[START]

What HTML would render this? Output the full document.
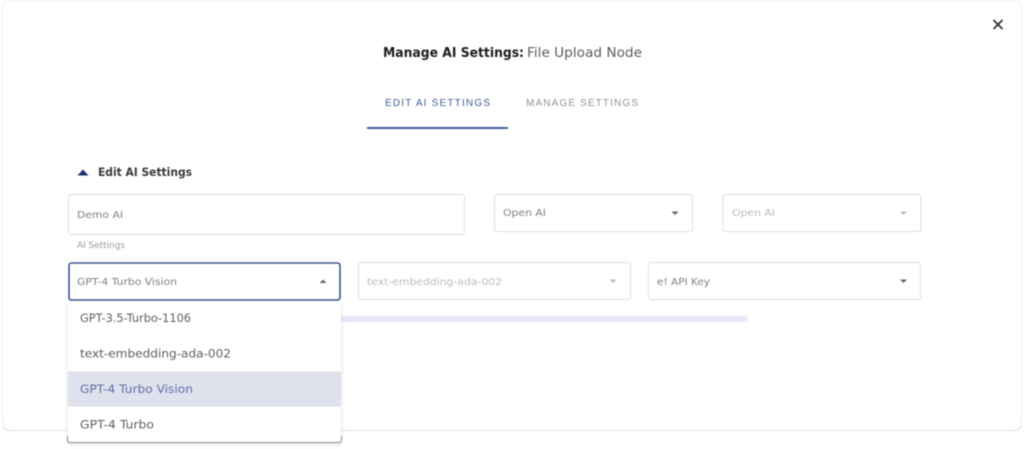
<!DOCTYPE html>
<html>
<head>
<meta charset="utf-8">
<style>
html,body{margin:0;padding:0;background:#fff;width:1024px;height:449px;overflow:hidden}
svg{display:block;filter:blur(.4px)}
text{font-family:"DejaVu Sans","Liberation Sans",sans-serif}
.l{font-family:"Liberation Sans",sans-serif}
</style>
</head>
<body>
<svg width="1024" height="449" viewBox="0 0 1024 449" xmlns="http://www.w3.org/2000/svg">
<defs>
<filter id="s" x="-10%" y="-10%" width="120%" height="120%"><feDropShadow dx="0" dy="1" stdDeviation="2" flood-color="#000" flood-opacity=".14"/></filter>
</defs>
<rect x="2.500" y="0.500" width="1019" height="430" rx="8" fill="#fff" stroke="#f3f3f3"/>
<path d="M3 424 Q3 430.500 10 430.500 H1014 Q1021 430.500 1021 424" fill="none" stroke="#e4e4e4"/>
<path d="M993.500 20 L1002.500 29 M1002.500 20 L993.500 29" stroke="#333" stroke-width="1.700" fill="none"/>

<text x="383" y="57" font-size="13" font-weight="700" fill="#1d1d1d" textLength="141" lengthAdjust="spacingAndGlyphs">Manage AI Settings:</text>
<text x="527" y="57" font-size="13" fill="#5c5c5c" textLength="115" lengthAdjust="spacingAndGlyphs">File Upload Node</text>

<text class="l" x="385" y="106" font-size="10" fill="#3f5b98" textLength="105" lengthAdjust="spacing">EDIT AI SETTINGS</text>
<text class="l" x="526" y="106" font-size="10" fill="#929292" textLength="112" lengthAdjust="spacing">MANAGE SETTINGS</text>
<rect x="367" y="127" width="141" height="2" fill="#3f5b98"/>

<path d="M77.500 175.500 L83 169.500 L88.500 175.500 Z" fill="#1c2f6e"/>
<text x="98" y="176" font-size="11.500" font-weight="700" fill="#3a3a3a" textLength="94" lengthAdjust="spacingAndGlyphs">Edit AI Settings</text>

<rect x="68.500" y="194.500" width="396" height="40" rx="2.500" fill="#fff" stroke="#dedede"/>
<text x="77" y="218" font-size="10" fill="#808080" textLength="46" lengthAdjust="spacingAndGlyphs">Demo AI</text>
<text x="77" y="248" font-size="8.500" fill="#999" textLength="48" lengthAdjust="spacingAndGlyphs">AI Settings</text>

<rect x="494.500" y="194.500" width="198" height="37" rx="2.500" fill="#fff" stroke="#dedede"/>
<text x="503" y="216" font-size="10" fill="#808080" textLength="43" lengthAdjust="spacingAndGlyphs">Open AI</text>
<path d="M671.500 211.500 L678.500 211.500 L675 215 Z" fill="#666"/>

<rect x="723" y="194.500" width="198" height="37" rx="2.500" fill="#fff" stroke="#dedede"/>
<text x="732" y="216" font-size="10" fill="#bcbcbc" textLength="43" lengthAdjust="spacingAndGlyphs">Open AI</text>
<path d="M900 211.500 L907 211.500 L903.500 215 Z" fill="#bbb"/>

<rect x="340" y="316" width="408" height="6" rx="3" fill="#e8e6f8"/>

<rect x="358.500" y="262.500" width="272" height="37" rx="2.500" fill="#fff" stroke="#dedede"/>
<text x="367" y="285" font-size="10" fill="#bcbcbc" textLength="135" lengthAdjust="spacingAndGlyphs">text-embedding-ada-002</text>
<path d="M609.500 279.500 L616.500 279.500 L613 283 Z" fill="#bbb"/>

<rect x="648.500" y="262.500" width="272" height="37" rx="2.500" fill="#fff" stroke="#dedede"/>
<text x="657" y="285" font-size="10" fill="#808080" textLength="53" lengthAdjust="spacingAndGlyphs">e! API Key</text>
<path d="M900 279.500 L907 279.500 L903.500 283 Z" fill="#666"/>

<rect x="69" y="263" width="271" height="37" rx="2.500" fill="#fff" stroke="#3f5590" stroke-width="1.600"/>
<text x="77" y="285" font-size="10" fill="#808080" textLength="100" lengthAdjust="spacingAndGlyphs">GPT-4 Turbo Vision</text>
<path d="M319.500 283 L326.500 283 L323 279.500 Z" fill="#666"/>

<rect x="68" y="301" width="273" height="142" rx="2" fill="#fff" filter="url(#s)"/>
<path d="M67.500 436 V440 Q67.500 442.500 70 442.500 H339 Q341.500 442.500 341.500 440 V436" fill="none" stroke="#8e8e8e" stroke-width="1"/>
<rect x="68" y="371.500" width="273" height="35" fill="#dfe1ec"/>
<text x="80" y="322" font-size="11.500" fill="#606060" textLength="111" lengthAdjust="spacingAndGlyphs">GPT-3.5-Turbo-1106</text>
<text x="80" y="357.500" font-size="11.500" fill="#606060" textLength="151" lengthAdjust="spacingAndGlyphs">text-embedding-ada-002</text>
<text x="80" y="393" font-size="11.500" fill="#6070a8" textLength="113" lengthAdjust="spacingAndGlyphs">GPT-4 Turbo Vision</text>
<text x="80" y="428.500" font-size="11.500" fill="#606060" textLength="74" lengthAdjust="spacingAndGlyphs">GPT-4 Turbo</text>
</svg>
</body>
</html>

[END]

Written request – Reproduce the full material exactly, excluding the pictures.

Answer below –
What HTML would render this? Output the full document.
<!DOCTYPE html>
<html>
<head>
<meta charset="utf-8">
<style>
html,body{margin:0;padding:0;background:#fff;width:1024px;height:449px;overflow:hidden}
svg{display:block;filter:blur(.4px)}
text{font-family:"DejaVu Sans","Liberation Sans",sans-serif}
.l{font-family:"Liberation Sans",sans-serif}
</style>
</head>
<body>
<svg width="1024" height="449" viewBox="0 0 1024 449" xmlns="http://www.w3.org/2000/svg">
<defs>
<filter id="s" x="-10%" y="-10%" width="120%" height="120%"><feDropShadow dx="0" dy="1" stdDeviation="2" flood-color="#000" flood-opacity=".14"/></filter>
</defs>
<rect x="2.500" y="0.500" width="1019" height="430" rx="8" fill="#fff" stroke="#f3f3f3"/>
<path d="M3 424 Q3 430.500 10 430.500 H1014 Q1021 430.500 1021 424" fill="none" stroke="#e4e4e4"/>
<path d="M993.500 20 L1002.500 29 M1002.500 20 L993.500 29" stroke="#333" stroke-width="1.700" fill="none"/>

<text x="383" y="57" font-size="13" font-weight="700" fill="#1d1d1d" textLength="141" lengthAdjust="spacingAndGlyphs">Manage AI Settings:</text>
<text x="527" y="57" font-size="13" fill="#5c5c5c" textLength="115" lengthAdjust="spacingAndGlyphs">File Upload Node</text>

<text class="l" x="385" y="106" font-size="10" fill="#3f5b98" textLength="105" lengthAdjust="spacing">EDIT AI SETTINGS</text>
<text class="l" x="526" y="106" font-size="10" fill="#929292" textLength="112" lengthAdjust="spacing">MANAGE SETTINGS</text>
<rect x="367" y="127" width="141" height="2" fill="#3f5b98"/>

<path d="M77.500 175.500 L83 169.500 L88.500 175.500 Z" fill="#1c2f6e"/>
<text x="98" y="176" font-size="11.500" font-weight="700" fill="#3a3a3a" textLength="94" lengthAdjust="spacingAndGlyphs">Edit AI Settings</text>

<rect x="68.500" y="194.500" width="396" height="40" rx="2.500" fill="#fff" stroke="#dedede"/>
<text x="77" y="218" font-size="10" fill="#808080" textLength="46" lengthAdjust="spacingAndGlyphs">Demo AI</text>
<text x="77" y="248" font-size="8.500" fill="#999" textLength="48" lengthAdjust="spacingAndGlyphs">AI Settings</text>

<rect x="494.500" y="194.500" width="198" height="37" rx="2.500" fill="#fff" stroke="#dedede"/>
<text x="503" y="216" font-size="10" fill="#808080" textLength="43" lengthAdjust="spacingAndGlyphs">Open AI</text>
<path d="M671.500 211.500 L678.500 211.500 L675 215 Z" fill="#666"/>

<rect x="723" y="194.500" width="198" height="37" rx="2.500" fill="#fff" stroke="#dedede"/>
<text x="732" y="216" font-size="10" fill="#bcbcbc" textLength="43" lengthAdjust="spacingAndGlyphs">Open AI</text>
<path d="M900 211.500 L907 211.500 L903.500 215 Z" fill="#bbb"/>

<rect x="340" y="316" width="408" height="6" rx="3" fill="#e8e6f8"/>

<rect x="358.500" y="262.500" width="272" height="37" rx="2.500" fill="#fff" stroke="#dedede"/>
<text x="367" y="285" font-size="10" fill="#bcbcbc" textLength="135" lengthAdjust="spacingAndGlyphs">text-embedding-ada-002</text>
<path d="M609.500 279.500 L616.500 279.500 L613 283 Z" fill="#bbb"/>

<rect x="648.500" y="262.500" width="272" height="37" rx="2.500" fill="#fff" stroke="#dedede"/>
<text x="657" y="285" font-size="10" fill="#808080" textLength="53" lengthAdjust="spacingAndGlyphs">e! API Key</text>
<path d="M900 279.500 L907 279.500 L903.500 283 Z" fill="#666"/>

<rect x="69" y="263" width="271" height="37" rx="2.500" fill="#fff" stroke="#3f5590" stroke-width="1.600"/>
<text x="77" y="285" font-size="10" fill="#808080" textLength="100" lengthAdjust="spacingAndGlyphs">GPT-4 Turbo Vision</text>
<path d="M319.500 283 L326.500 283 L323 279.500 Z" fill="#666"/>

<rect x="68" y="301" width="273" height="142" rx="2" fill="#fff" filter="url(#s)"/>
<path d="M67.500 436 V440 Q67.500 442.500 70 442.500 H339 Q341.500 442.500 341.500 440 V436" fill="none" stroke="#8e8e8e" stroke-width="1"/>
<rect x="68" y="371.500" width="273" height="35" fill="#dfe1ec"/>
<text x="80" y="322" font-size="11.500" fill="#606060" textLength="111" lengthAdjust="spacingAndGlyphs">GPT-3.5-Turbo-1106</text>
<text x="80" y="357.500" font-size="11.500" fill="#606060" textLength="151" lengthAdjust="spacingAndGlyphs">text-embedding-ada-002</text>
<text x="80" y="393" font-size="11.500" fill="#6070a8" textLength="113" lengthAdjust="spacingAndGlyphs">GPT-4 Turbo Vision</text>
<text x="80" y="428.500" font-size="11.500" fill="#606060" textLength="74" lengthAdjust="spacingAndGlyphs">GPT-4 Turbo</text>
</svg>
</body>
</html>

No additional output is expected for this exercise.